(Records contained in a dataset)
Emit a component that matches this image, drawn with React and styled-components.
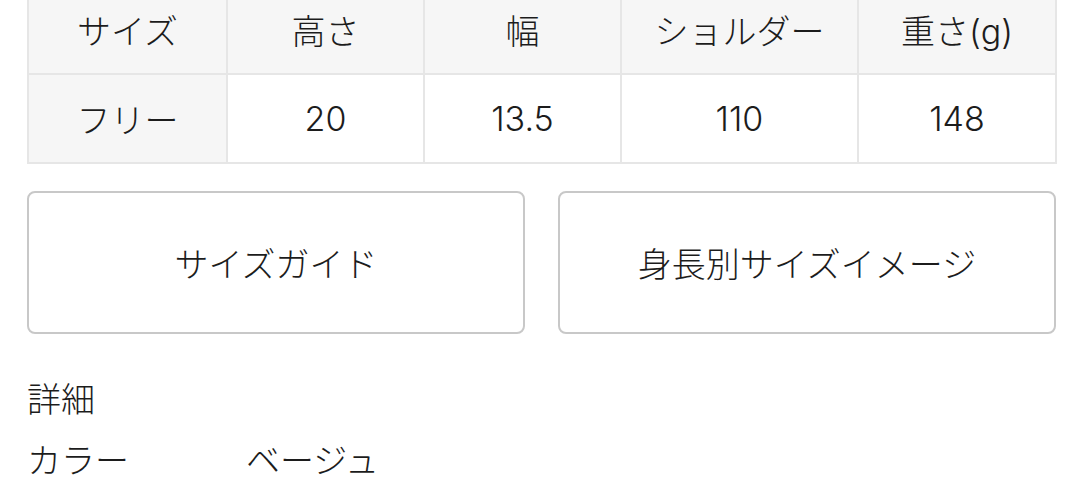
import React from "react";
import styled, { createGlobalStyle } from "styled-components";

const sizeHeaders = ["サイズ", "高さ", "幅", "ショルダー", "重さ(g)"];
const sizeRows = [["フリー", "20", "13.5", "110", "148"]];
const colWidths = [199, 197, 197, 237, 198];

const fontStack = `Inter, "Noto Sans CJK JP", "Noto Sans", sans-serif`;

function App() {
  return (
    <>
      <GlobalStyle />
      <Page>
        <SizeTable>
          <colgroup>
            {colWidths.map((w, i) => (
              <col key={i} style={{ width: w }} />
            ))}
          </colgroup>
          <thead>
            <tr>
              {sizeHeaders.map((h) => (
                <HeadCell key={h}>{h}</HeadCell>
              ))}
            </tr>
          </thead>
          <tbody>
            {sizeRows.map((row) => (
              <tr key={row[0]}>
                {row.map((cell, i) => (
                  <BodyCell key={i} shaded={i === 0}>
                    {cell}
                  </BodyCell>
                ))}
              </tr>
            ))}
          </tbody>
        </SizeTable>

        <ButtonRow>
          <GuideButton>サイズガイド</GuideButton>
          <GuideButton>身長別サイズイメージ</GuideButton>
        </ButtonRow>

        <Details>
          <DetailTitle>詳細</DetailTitle>
          <DetailRow>
            <DetailLabel>カラー</DetailLabel>
            <DetailValue>ベージュ</DetailValue>
          </DetailRow>
        </Details>
      </Page>
    </>
  );
}

const GlobalStyle = createGlobalStyle`
  html, body {
    margin: 0;
    padding: 0;
    background: #ffffff;
  }
  body {
    font-family: ${fontStack};
    color: #1c1c1c;
    overflow: hidden;
  }
`;

const Page = styled.div`
  width: 1080px;
  height: 489px;
  padding-left: 27px;
  box-sizing: border-box;
  overflow: hidden;
`;

const SizeTable = styled.table`
  width: 1028px;
  margin-top: -16px;
  border-collapse: collapse;
  table-layout: fixed;
  border: 2px solid #e6e6e6;
`;

const HeadCell = styled.th`
  height: 87px;
  padding: 0;
  border: 2px solid #e6e6e6;
  background: #f6f6f6;
  font-size: 34px;
  font-weight: 300;
  text-align: center;
  vertical-align: middle;
`;

const BodyCell = styled.td`
  height: 87px;
  padding: 0;
  border: 2px solid #e6e6e6;
  background: ${(props) => (props.shaded ? "#f6f6f6" : "#ffffff")};
  font-size: 34px;
  font-weight: 300;
  text-align: center;
  vertical-align: middle;
`;

const ButtonRow = styled.div`
  display: grid;
  grid-template-columns: 1fr 1fr;
  gap: 33px;
  width: 1029px;
  margin-top: 27px;
`;

const GuideButton = styled.button`
  height: 143px;
  border: 2px solid #c8c8c8;
  border-radius: 8px;
  background: #ffffff;
  font-family: ${fontStack};
  font-size: 34px;
  font-weight: 300;
  color: #1c1c1c;
  cursor: pointer;
`;

const Details = styled.div`
  margin-top: 35px;
  font-size: 34px;
  font-weight: 300;
  line-height: 61px;
`;

const DetailTitle = styled.div``;

const DetailRow = styled.div`
  display: flex;
`;

const DetailLabel = styled.div`
  width: 219px;
`;

const DetailValue = styled.div``;

export default App;
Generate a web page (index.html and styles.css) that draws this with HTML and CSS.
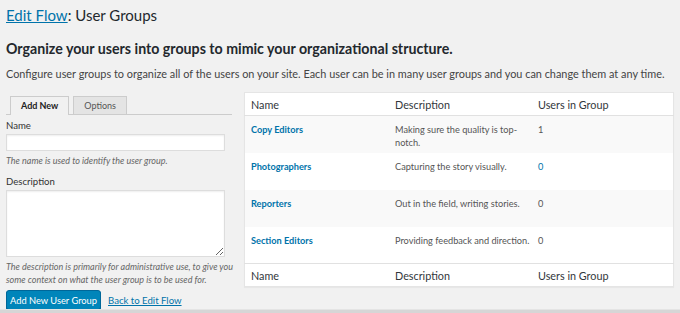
FILE: index.html
```html
<!DOCTYPE html>
<html>
<head>
    <title>Edit Flow: User Groups</title>
    <link rel="stylesheet" href="styles.css">
</head>
<body>
    <div class="wrap">
        <h1><a href="#">Edit Flow</a>: User Groups</h1>
        <h2>Organize your users into groups to mimic your organizational structure.</h2>
        <p class="intro">Configure user groups to organize all of the users on your site. Each user can be in many user groups and you can change them at any time.</p>

        <div class="columns">
            <div class="col-left">
                <div class="tabs">
                    <span class="tab active">Add New</span>
                    <span class="tab">Options</span>
                </div>
                <div class="form-field">
                    <label for="name">Name</label>
                    <input type="text" id="name">
                    <p class="help">The name is used to identify the user group.</p>
                </div>
                <div class="form-field">
                    <label for="description">Description</label>
                    <textarea id="description"></textarea>
                    <p class="help">The description is primarily for administrative use, to give you some context on what the user group is to be used for.</p>
                </div>
                <div class="actions">
                    <button class="btn-primary">Add New User Group</button>
                    <a href="#" class="back">Back to Edit Flow</a>
                </div>
            </div>

            <div class="col-right">
                <table class="groups">
                    <thead>
                        <tr><th class="c-name">Name</th><th class="c-desc">Description</th><th>Users in Group</th></tr>
                    </thead>
                    <tbody>
                        <tr class="alt"><td><a href="#">Copy Editors</a></td><td class="desc">Making sure the quality is top-notch.</td><td>1</td></tr>
                        <tr><td><a href="#">Photographers</a></td><td class="desc">Capturing the story visually.</td><td class="count">0</td></tr>
                        <tr class="alt"><td><a href="#">Reporters</a></td><td class="desc">Out in the field, writing stories.</td><td>0</td></tr>
                        <tr><td><a href="#">Section Editors</a></td><td class="desc">Providing feedback and direction.</td><td>0</td></tr>
                    </tbody>
                    <tfoot>
                        <tr><th>Name</th><th>Description</th><th>Users in Group</th></tr>
                    </tfoot>
                </table>
            </div>
        </div>
    </div>
    <div class="footer-line"></div>
</body>
</html>
```

FILE: styles.css
```css
body {
    margin: 0;
    background-color: #f1f1f1;
    font-family: Lato, "Open Sans", sans-serif;
    color: #444;
    height: 313px;
    overflow: hidden;
    position: relative;
}

.wrap {
    padding: 0 6px;
}

h1 {
    font-size: 15px;
    font-weight: normal;
    color: #23282d;
    margin: 0;
    padding-top: 4px;
    line-height: 22px;
}

h1 a {
    color: #0073aa;
}

h2 {
    font-size: 14.2px;
    font-weight: bold;
    color: #23282d;
    margin: 13px 0 0;
    line-height: 20px;
}

.intro {
    font-size: 10.9px;
    margin: 7px 0 0;
    line-height: 16px;
    color: #444;
    white-space: nowrap;
}

.columns {
    display: flex;
    gap: 4px;
    margin-top: 10px;
}

.col-left {
    width: 234px;
    padding-top: 4px;
}

.col-right {
    flex: 1;
}

.tabs {
    display: flex;
    gap: 4px;
    padding-left: 4px;
    border-bottom: 1px solid #ccc;
    height: 18px;
    margin-right: 8px;
}

.tab {
    font-size: 9px;
    line-height: 17px;
    padding: 0 10px;
    border: 1px solid #ccc;
    border-bottom: none;
    background-color: #e4e4e4;
    color: #555;
}

.tab.active {
    background-color: #f1f1f1;
    color: #222;
    font-weight: bold;
    height: 18px;
}

.form-field label {
    display: block;
    font-size: 9.6px;
    color: #333;
    line-height: 13px;
    margin-top: 4px;
}

.form-field + .form-field label {
    margin-top: 8px;
}

.form-field input,
.form-field textarea {
    display: block;
    box-sizing: border-box;
    width: 219px;
    border: 1px solid #ddd;
    box-shadow: inset 0 1px 2px rgba(0, 0, 0, 0.07);
    background-color: #fff;
    margin: 2px 0 0;
}

.form-field input {
    height: 17px;
}

.form-field textarea {
    height: 67px;
    resize: vertical;
}

.help {
    font-size: 9px;
    font-style: italic;
    color: #666;
    margin: 3px 0 0;
    line-height: 13px;
}

.actions {
    margin-top: 4px;
    display: flex;
    align-items: center;
    gap: 7px;
}

.btn-primary {
    background-color: #0085ba;
    border: 1px solid #006799;
    border-radius: 3px;
    color: #fff;
    font-family: inherit;
    font-size: 9.3px;
    white-space: nowrap;
    height: 20px;
    width: 95px;
    padding: 0;
    box-shadow: 0 1px 0 #006799;
}

.back {
    font-size: 9.6px;
    color: #0073aa;
}

.groups {
    width: 430px;
    border-collapse: collapse;
    background-color: #fff;
    border: 1px solid #e5e5e5;
    box-shadow: 0 1px 1px rgba(0, 0, 0, 0.04);
    font-size: 9.2px;
}

.groups th {
    text-align: left;
    font-weight: normal;
    font-size: 10.8px;
    color: #32373c;
    height: 22px;
    padding: 0 6px;
}

.groups thead th {
    border-bottom: 1px solid #e1e1e1;
}

.groups tfoot th {
    border-top: 1px solid #e1e1e1;
}

.c-name {
    width: 132px;
}

.c-desc {
    width: 131px;
}

.groups td {
    vertical-align: top;
    height: 37px;
    box-sizing: border-box;
    padding: 7px 6px 0;
    line-height: 13px;
    color: #555;
}

.groups td.desc {
    padding-right: 2px;
}

.groups td a {
    color: #0073aa;
    font-weight: bold;
    text-decoration: none;
}

.groups td.count {
    color: #0073aa;
}

.groups tr.alt {
    background-color: #f9f9f9;
}

.footer-line {
    position: absolute;
    left: 0;
    right: 0;
    bottom: 0;
    height: 3px;
    background-color: #d6d6d6;
    border-top: 1px solid #e4e4e4;
}
```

Task to complete => How many lines of these entries contain the string "that"? Reply with the number alone.

Task answer => 2